If one word can be used to describe an entire month’s worth of happenings and emotions, I think February’s word is soup.  Oh, short-long month of pots bubbling on the stove, and slushy muck on the yard outside, I am not so sorry to see you go.  We had good times, yes:
Chilly evenings warmed through with a lovely potato, leek, and dill soup with a side of drop biscuits and homemade jam.  Foggy mornings that reminded me of former ocean- front New England living, and longing for just-a-moment for those old places.  Sunsets that beckoned us to leave the shades open until the last blushing rays of sun were drowned in twilight.  Lovely snowfalls caught in the pools of light beneath our streetlamp.  Familiar hikes to old, sacred haunts that began in dappled sunlight and ended in tiny blizzards and rosy cheeked babes.  Hot cocoa and Fig Newton picnics in the winter-abandoned park bandstand, testing our voices on a stage we would not otherwise sing on.  Sunday mornings and second breakfasts.  Extra trips to the compost pile, with the whisper of spring’s promise just barely audible on the wind if you but stopped and bent to listen.  And always, always soup on the stove, in a big pot, with a side of strong coffee.
We worked, in these February days, to keep our bodies busy and our minds off of, and yet into, winter.  It is both an embrace and a shrugging off.  While winter spins and swirls outside, inside of our home and our hearts there has been a building anticipation of what is yet to come.  There are so many, many plans being made for both these weeks ahead and also the years down the road.  It is funny how much you can plan while lingering over a bowl of steamy soup, and how much excitement can be had over the making of such plans.  It can be exhilarating and giddy and scary and silly and maddening, a veritable soup of emotions.  But with each idea we place with ink on paper the further we get from meager traces of hope, and the closer we get to real, honest-to-goodness action.  There is power in the planning of good things. 
And so, on to better weather and longer days, out of the foggy-soup dreams of February and into the intense planning for those spring-times that are coming faster than we could have hoped for three weeks ago.  Yes! 
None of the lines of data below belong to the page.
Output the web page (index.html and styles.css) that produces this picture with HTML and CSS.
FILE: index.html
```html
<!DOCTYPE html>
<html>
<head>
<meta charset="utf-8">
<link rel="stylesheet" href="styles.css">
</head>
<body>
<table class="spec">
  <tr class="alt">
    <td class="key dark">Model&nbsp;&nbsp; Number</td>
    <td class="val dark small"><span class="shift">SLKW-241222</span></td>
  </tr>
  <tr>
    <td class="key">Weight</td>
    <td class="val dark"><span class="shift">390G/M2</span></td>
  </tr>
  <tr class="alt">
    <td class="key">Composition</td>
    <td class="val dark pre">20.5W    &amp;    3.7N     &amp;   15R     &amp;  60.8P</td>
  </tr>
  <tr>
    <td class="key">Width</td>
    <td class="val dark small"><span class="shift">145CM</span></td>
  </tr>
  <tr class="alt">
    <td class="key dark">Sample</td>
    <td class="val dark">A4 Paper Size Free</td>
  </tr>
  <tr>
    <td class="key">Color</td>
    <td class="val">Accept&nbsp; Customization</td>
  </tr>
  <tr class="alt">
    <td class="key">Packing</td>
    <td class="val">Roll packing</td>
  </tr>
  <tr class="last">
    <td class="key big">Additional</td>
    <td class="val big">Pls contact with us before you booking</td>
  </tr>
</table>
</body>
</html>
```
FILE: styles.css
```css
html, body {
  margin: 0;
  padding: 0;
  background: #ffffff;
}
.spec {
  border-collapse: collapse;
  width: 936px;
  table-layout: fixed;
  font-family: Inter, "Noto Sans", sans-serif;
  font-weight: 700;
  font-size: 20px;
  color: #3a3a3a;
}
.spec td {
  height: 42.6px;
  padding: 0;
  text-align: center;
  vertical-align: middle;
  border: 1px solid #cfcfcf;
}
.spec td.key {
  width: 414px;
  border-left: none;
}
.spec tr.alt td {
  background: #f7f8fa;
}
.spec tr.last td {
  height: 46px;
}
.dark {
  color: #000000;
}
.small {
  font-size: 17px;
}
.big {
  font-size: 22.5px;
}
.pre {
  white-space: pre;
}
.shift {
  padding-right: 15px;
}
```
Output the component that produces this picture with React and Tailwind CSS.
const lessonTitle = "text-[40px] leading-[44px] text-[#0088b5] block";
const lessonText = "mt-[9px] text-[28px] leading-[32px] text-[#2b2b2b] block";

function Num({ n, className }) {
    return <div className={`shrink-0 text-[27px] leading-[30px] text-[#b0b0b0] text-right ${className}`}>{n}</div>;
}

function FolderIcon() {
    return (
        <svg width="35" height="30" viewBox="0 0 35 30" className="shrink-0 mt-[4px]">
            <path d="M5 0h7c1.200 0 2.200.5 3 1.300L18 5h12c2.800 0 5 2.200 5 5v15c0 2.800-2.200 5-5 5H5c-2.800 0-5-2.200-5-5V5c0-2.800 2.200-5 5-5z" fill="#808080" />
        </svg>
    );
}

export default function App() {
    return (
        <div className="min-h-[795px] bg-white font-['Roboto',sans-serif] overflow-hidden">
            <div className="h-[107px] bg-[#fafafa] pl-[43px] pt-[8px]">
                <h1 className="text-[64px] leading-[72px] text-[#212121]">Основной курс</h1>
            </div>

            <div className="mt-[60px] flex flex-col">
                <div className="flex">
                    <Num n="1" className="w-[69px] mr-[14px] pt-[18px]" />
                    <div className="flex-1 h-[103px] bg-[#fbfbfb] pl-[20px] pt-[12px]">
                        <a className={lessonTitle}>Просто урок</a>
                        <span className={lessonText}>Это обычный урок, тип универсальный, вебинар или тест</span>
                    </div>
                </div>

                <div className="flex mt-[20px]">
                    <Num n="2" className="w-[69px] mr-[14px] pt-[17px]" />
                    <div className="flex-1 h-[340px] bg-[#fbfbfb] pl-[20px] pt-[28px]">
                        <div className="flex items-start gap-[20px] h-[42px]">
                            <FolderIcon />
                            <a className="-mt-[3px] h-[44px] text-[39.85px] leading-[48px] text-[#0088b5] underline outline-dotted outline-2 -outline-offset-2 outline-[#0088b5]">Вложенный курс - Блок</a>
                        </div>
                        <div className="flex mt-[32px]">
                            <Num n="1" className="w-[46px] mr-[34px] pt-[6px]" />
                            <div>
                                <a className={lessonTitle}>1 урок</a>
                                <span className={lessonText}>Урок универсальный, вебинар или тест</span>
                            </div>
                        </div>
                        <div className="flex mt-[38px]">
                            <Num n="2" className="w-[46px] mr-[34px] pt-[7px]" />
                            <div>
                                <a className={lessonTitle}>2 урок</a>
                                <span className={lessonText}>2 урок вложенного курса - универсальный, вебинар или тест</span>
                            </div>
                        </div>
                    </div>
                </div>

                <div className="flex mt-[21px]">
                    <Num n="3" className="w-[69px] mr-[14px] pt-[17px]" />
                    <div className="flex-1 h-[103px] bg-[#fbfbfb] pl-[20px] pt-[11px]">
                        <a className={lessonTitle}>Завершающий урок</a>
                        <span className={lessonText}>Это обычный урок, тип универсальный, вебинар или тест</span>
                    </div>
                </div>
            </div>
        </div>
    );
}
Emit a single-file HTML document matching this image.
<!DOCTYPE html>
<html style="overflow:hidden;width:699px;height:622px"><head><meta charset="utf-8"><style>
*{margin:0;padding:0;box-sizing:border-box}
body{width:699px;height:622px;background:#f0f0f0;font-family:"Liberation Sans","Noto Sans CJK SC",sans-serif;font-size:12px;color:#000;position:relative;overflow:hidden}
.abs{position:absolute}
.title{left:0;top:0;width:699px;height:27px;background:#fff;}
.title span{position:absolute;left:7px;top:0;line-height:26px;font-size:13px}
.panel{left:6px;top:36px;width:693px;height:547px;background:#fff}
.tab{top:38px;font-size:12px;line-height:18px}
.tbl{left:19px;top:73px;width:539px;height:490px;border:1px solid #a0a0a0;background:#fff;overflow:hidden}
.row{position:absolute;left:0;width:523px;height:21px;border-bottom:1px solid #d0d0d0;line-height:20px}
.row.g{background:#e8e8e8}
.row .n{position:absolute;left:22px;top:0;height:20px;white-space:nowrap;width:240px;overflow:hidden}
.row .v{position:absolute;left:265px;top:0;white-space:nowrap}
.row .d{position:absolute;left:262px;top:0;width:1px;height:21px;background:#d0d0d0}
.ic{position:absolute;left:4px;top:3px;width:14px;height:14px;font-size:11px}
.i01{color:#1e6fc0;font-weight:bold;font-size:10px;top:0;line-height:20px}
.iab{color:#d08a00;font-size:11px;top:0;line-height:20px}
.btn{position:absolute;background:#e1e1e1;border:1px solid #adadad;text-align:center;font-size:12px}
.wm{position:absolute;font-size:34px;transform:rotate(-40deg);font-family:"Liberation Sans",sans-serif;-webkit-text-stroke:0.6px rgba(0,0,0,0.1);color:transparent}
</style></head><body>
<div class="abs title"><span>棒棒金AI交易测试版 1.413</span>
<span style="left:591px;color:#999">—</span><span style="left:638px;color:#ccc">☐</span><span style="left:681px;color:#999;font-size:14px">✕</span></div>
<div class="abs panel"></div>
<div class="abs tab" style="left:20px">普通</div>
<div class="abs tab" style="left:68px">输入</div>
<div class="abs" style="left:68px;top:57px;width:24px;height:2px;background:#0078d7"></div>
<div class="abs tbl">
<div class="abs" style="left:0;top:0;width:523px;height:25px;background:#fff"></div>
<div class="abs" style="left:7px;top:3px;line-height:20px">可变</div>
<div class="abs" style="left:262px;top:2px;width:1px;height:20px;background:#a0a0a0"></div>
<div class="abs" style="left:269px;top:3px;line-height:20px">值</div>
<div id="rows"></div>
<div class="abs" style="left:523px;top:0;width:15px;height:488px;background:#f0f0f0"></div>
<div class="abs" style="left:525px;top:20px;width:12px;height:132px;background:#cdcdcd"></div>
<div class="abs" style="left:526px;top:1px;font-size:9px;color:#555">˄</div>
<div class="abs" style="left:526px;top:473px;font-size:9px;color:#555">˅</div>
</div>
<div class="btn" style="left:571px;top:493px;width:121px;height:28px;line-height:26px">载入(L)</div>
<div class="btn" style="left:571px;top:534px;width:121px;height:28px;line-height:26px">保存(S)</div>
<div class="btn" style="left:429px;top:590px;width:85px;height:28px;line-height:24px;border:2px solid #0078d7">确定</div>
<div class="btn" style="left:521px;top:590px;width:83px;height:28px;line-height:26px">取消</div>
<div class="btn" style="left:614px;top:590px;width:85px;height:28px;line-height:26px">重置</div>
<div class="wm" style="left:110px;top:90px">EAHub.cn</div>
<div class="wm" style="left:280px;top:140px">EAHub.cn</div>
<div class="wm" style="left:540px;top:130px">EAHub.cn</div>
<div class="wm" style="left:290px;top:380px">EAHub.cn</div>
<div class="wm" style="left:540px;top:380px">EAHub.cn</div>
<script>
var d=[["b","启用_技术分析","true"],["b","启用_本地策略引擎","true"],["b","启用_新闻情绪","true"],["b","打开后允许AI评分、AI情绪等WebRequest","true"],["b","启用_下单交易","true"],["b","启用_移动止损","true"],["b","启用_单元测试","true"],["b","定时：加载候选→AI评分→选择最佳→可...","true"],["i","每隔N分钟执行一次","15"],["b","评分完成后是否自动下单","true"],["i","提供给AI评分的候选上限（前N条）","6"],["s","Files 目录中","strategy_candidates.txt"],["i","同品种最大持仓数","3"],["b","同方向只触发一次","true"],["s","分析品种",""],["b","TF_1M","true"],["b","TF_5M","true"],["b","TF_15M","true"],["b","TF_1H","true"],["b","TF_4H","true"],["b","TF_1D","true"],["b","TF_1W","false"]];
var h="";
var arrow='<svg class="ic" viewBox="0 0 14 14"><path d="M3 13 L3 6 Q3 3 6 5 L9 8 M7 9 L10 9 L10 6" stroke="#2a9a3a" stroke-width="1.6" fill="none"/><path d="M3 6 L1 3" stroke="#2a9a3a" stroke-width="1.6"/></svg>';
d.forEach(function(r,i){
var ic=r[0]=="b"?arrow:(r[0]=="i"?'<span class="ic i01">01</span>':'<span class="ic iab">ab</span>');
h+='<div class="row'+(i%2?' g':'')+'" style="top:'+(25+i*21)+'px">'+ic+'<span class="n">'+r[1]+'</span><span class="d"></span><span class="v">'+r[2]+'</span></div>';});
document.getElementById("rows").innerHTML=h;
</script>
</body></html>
Wednesday, January 9, 2013

Life on the Edge

I just bought a couch via Craigslist that is either the worst piece of pleather coated ugly this side of the Mississippi, or the most funky, awesome addition to our house since my last Craigslist adventure.  Brendan hasn’t come home from work yet, so I guess we won’t know which side of the fence upon which to perch until his face either lights up or cringes.  Good times!  This, apparently, is how you live on the edge once you’re well ensconced in the married-with-kids set.